Three recent developments are helping to change that, especially for solar photovoltaics (PV)-based solutions deployed in the Sunbelt countries
- Decreasing Solar PV Prices: One of the most capital-intensive forms of renewable energy has historically been found to be solar photovoltaics. However, this is no longer the case; falling PV prices have helped move PV closer to wind energy, the cheapest renewable energy there is.
- More Robust Off-Grid Technology: Most of PV and wind installations are connected to a grid, decreasing the concern of cloudy or windless days since the electrical grid acts as a backup system. As a result, a microgrid, a combination of hardware and software that allows for the integration and optimized management of multiple energy sources, both conventional and renewable, has been created.
- Broader Availability of Energy Service Companies: Deploying green base stations might not be a solid investment for many telecom operators, even with improved economics. A better choice would be an energy service company, who pays for and installs necessary equipment and sells the generated power to the telecom operator. Electricity prices are set via a power purchase agreement and will depend on the characteristics of the base station, duration of the contract and the risk-sharing model. Energy service companies are now available for a wide range of applications in the U.S. alone, and they're expected to grow into $16 billion industry by 2020.
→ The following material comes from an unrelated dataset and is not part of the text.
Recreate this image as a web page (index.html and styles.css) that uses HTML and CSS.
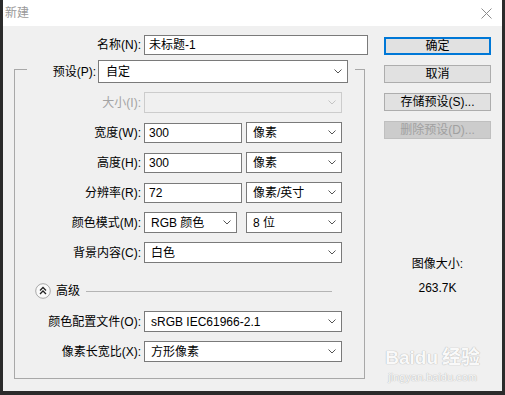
FILE: index.html
```html
<!DOCTYPE html>
<html>
    <head>
        <meta charset="UTF-8">
        <title>新建</title>
        <link rel="stylesheet" href="styles.css">
    </head>

    <body>
        <div class="window">
            <div class="titlebar">
                <span class="title">新建</span>
                <svg class="close" width="11" height="11" viewBox="0 0 11 11"><path d="M0.5 0.5 L10.5 10.5 M10.5 0.5 L0.5 10.5" stroke="#8c8c8c" stroke-width="1"/></svg>
            </div>

            <div class="dialog">
                <div class="main">
                    <div class="name-row">
                        <label>名称(N):</label>
                        <div class="field name-field">未标题-1</div>
                    </div>

                    <fieldset class="group">
                        <legend>
                            <div class="preset-row">
                                <label>预设(P):</label>
                                <div class="select preset">
                                    <span>自定</span>
                                    <svg width="8" height="5" viewBox="0 0 8 5"><path d="M0.5 0.5 L4 4 L7.5 0.5" fill="none" stroke="#555" stroke-width="1"/></svg>
                                </div>
                            </div>
                        </legend>

                        <div class="row disabled">
                            <label>大小(I):</label>
                            <div class="select full">
                                <span></span>
                                <svg width="8" height="5" viewBox="0 0 8 5"><path d="M0.5 0.5 L4 4 L7.5 0.5" fill="none" stroke="#c4c4c4" stroke-width="1"/></svg>
                            </div>
                        </div>

                        <div class="row">
                            <label>宽度(W):</label>
                            <div class="field num">300</div>
                            <div class="select unit">
                                <span>像素</span>
                                <svg width="8" height="5" viewBox="0 0 8 5"><path d="M0.5 0.5 L4 4 L7.5 0.5" fill="none" stroke="#555" stroke-width="1"/></svg>
                            </div>
                        </div>

                        <div class="row">
                            <label>高度(H):</label>
                            <div class="field num">300</div>
                            <div class="select unit">
                                <span>像素</span>
                                <svg width="8" height="5" viewBox="0 0 8 5"><path d="M0.5 0.5 L4 4 L7.5 0.5" fill="none" stroke="#555" stroke-width="1"/></svg>
                            </div>
                        </div>

                        <div class="row">
                            <label>分辨率(R):</label>
                            <div class="field num">72</div>
                            <div class="select unit">
                                <span>像素/英寸</span>
                                <svg width="8" height="5" viewBox="0 0 8 5"><path d="M0.5 0.5 L4 4 L7.5 0.5" fill="none" stroke="#555" stroke-width="1"/></svg>
                            </div>
                        </div>

                        <div class="row">
                            <label>颜色模式(M):</label>
                            <div class="select mode">
                                <span>RGB 颜色</span>
                                <svg width="8" height="5" viewBox="0 0 8 5"><path d="M0.5 0.5 L4 4 L7.5 0.5" fill="none" stroke="#555" stroke-width="1"/></svg>
                            </div>
                            <div class="select unit">
                                <span>8 位</span>
                                <svg width="8" height="5" viewBox="0 0 8 5"><path d="M0.5 0.5 L4 4 L7.5 0.5" fill="none" stroke="#555" stroke-width="1"/></svg>
                            </div>
                        </div>

                        <div class="row">
                            <label>背景内容(C):</label>
                            <div class="select full">
                                <span>白色</span>
                                <svg width="8" height="5" viewBox="0 0 8 5"><path d="M0.5 0.5 L4 4 L7.5 0.5" fill="none" stroke="#555" stroke-width="1"/></svg>
                            </div>
                        </div>

                        <div class="advanced">
                            <svg class="adv-icon" width="16" height="16" viewBox="0 0 16 16">
                                <circle cx="8" cy="8" r="7.3" fill="#fafafa" stroke="#a8a8a8" stroke-width="1"/>
                                <path d="M5 7.5 L8 4.5 L11 7.5 M5 11 L8 8 L11 11" fill="none" stroke="#222" stroke-width="1.3"/>
                            </svg>
                            <span>高级</span>
                            <div class="adv-line"></div>
                        </div>

                        <div class="row">
                            <label>颜色配置文件(O):</label>
                            <div class="select full">
                                <span>sRGB IEC61966-2.1</span>
                                <svg width="8" height="5" viewBox="0 0 8 5"><path d="M0.5 0.5 L4 4 L7.5 0.5" fill="none" stroke="#555" stroke-width="1"/></svg>
                            </div>
                        </div>

                        <div class="row">
                            <label>像素长宽比(X):</label>
                            <div class="select full">
                                <span>方形像素</span>
                                <svg width="8" height="5" viewBox="0 0 8 5"><path d="M0.5 0.5 L4 4 L7.5 0.5" fill="none" stroke="#555" stroke-width="1"/></svg>
                            </div>
                        </div>
                    </fieldset>
                </div>

                <div class="side">
                    <div class="btn default">确定</div>
                    <div class="btn">取消</div>
                    <div class="btn">存储预设(S)...</div>
                    <div class="btn off">删除预设(D)...</div>

                    <div class="size-label">图像大小:</div>
                    <div class="size-value">263.7K</div>
                </div>
            </div>

            <!-- watermark from the original screenshot -->
            <div class="watermark">
                <div class="wm-logo">Baidu<span class="wm-cn">经验</span></div>
                <div class="wm-url">jingyan.baidu.com</div>
            </div>
        </div>
    </body>
</html>
```

FILE: styles.css
```css
body {
    margin: 0;
    background-color: #2b2b2b;
    font-family: "Liberation Sans", "Noto Sans CJK SC", sans-serif;
    font-size: 12px;
    line-height: 16px;
    color: #000;
}

.window {
    position: relative;
    width: 505px;
    height: 395px;
    box-sizing: border-box;
    border: 3px solid #2b2b2b;
    border-top: none;
    border-bottom-width: 4px;
    background-color: #f0f0f0;
    overflow: hidden;
}

.titlebar {
    height: 26px;
    background-color: #fff;
    display: flex;
    align-items: center;
    justify-content: space-between;
    padding: 0 10px 0 2px;
}

.title {
    color: #999;
}

.dialog {
    display: flex;
    padding: 9px 11px 0 11px;
}

.main {
    width: 354px;
}

label {
    white-space: nowrap;
}

.name-row {
    display: flex;
    align-items: center;
}

.name-row label {
    width: 127px;
    margin-right: 3px;
    text-align: right;
}

.field {
    height: 20px;
    box-sizing: border-box;
    border: 1px solid #7a7a7a;
    background-color: #fff;
    padding-left: 4px;
    line-height: 18px;
}

.name-field {
    width: 224px;
}

.num {
    width: 98px;
    margin-right: 4px;
}

/* group box with the preset row sitting on its top edge */
.group {
    margin: 0;
    padding: 0 0 7px 0;
    width: 351px;
    height: 324px;
    box-sizing: border-box;
    border: 1px solid #a8a8a8;
}

.group legend {
    margin-left: 12px;
    padding: 5px 7px 0 0;
}

.preset-row {
    display: flex;
    align-items: center;
    width: 321px;
}

.preset-row label {
    width: 69px;
    margin-right: 2px;
    text-align: right;
}

.select {
    display: flex;
    align-items: center;
    justify-content: space-between;
    height: 21px;
    box-sizing: border-box;
    border: 1px solid #7a7a7a;
    background-color: #fff;
    padding: 0 5px 0 6px;
}

.preset {
    width: 250px;
    height: 23px;
    padding-left: 7px;
}

.full {
    width: 198px;
}

.unit {
    width: 96px;
}

.mode {
    width: 93px;
    margin-right: 9px;
}

.row {
    display: flex;
    align-items: center;
    height: 21px;
    margin-top: 9px;
}

.row label {
    width: 126px;
    margin-right: 3px;
    text-align: right;
}

.disabled label {
    color: #a3a3a3;
}

.disabled .select {
    background-color: #f0f0f0;
    border-color: #cccccc;
}

.advanced {
    display: flex;
    align-items: center;
    height: 16px;
    margin: 20px 0 12px 20px;
}

.adv-icon {
    margin-right: 5px;
}

.adv-line {
    width: 246px;
    height: 1px;
    margin-left: 6px;
    background-color: #b4b4b4;
}

.side {
    display: flex;
    flex-direction: column;
    align-items: center;
    width: 107px;
    margin-left: 16px;
    padding-top: 2px;
}

.btn {
    width: 100%;
    height: 18px;
    box-sizing: border-box;
    border: 1px solid #adadad;
    background-color: #e1e1e1;
    text-align: center;
    line-height: 16px;
    margin-bottom: 10px;
}

.btn.default {
    border: 2px solid #0078d7;
    line-height: 14px;
}

.btn.off {
    background-color: #cccccc;
    border-color: #bfbfbf;
    color: #a0a0a0;
}

.size-label {
    margin-top: 107px;
}

.size-value {
    margin-top: 8px;
}

.watermark {
    position: absolute;
    right: 22px;
    bottom: 7px;
    text-align: center;
    color: #f9f9f9;
    text-shadow: 0 0 1px #b8b8b8, 0 0 1px #b8b8b8;
}

.wm-logo {
    font-size: 19px;
    font-weight: bold;
    line-height: 24px;
}

.wm-cn {
    margin-left: 4px;
}

.wm-url {
    font-size: 11px;
    line-height: 14px;
}
```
There are some industry experts that predict the measures mentioned above will start to pay off this year. Wireless Week noted, "Renewed devices give operators and distributors additional options for targeting price-sensitive demographics such as the credit-challenged and prepaid users. Refurbished smartphones, tablets and modems are ideal for increasing Internet penetration in developing markets." Let's hope that the mobile technology industry is on the right path toward more renewability.